Portrait of an Activist: Who, Me?

I have never identified as an activist. Sure, I subscribe to the Sierra Club; I sign HRC and Colorlines petitions; I even performed in the Vagina Monologues once. But the word “activist” carries with it such responsibility, such a sense of clarity and commitment. How could the girl who couldn’t even convince her friends of the relevance of feminism possibly be an activist? Of course, I have been interested in activism practically since I was born. Raised by a nontraditional mother in single-parent household, I was brought up on feminist ideologies, with a healthy side of social justice. I was surrounded by strong and passionate women for my entire childhood. My paternal grandmother joined the marines during WWII in a period of rampant sexism within the military, and my maternal grandmother was disowned by her family for marrying a man who was not considered “blue blood” enough for her.
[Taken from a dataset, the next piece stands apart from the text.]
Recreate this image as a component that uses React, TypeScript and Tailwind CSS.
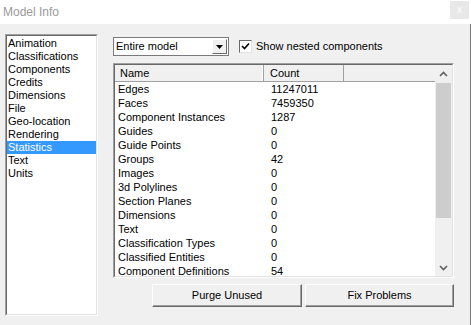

My mother raised six children on her own; one helped found a radical annual social work conference to address issues of racism within the profession, and another shaved her head at 16 and threw out all her makeup to prove she didn’t have to subscribe to traditional standards of beauty.

To me, activism had to be dramatic; it had to be costly, and it had to be, well, active. My forms of resistance have felt remarkably passive: I have rallied for reproductive rights, but all I did was hold up a sign; I do not eat meat, but nor do I crusade for animal rights. That is why the activist handbook Grassroots, with its assertion that activism can simply be part of your every day life, has resonated so much with me. I have become paralyzed by the idea that activists must be irreproachable—paralyzed by the thought of having to “pick an issue” and commit myself body and soul to it. But Grassroots, which defines activism as “consistently expressing one’s values with the goal of making the world more just,” has reframed this daunting word for me (xix). I still don’t feel comfortable calling myself an activist, but I am no longer paralyzed, and I am hoping that I’ll soon be able to lay claim to a word that has had such power over me for so long.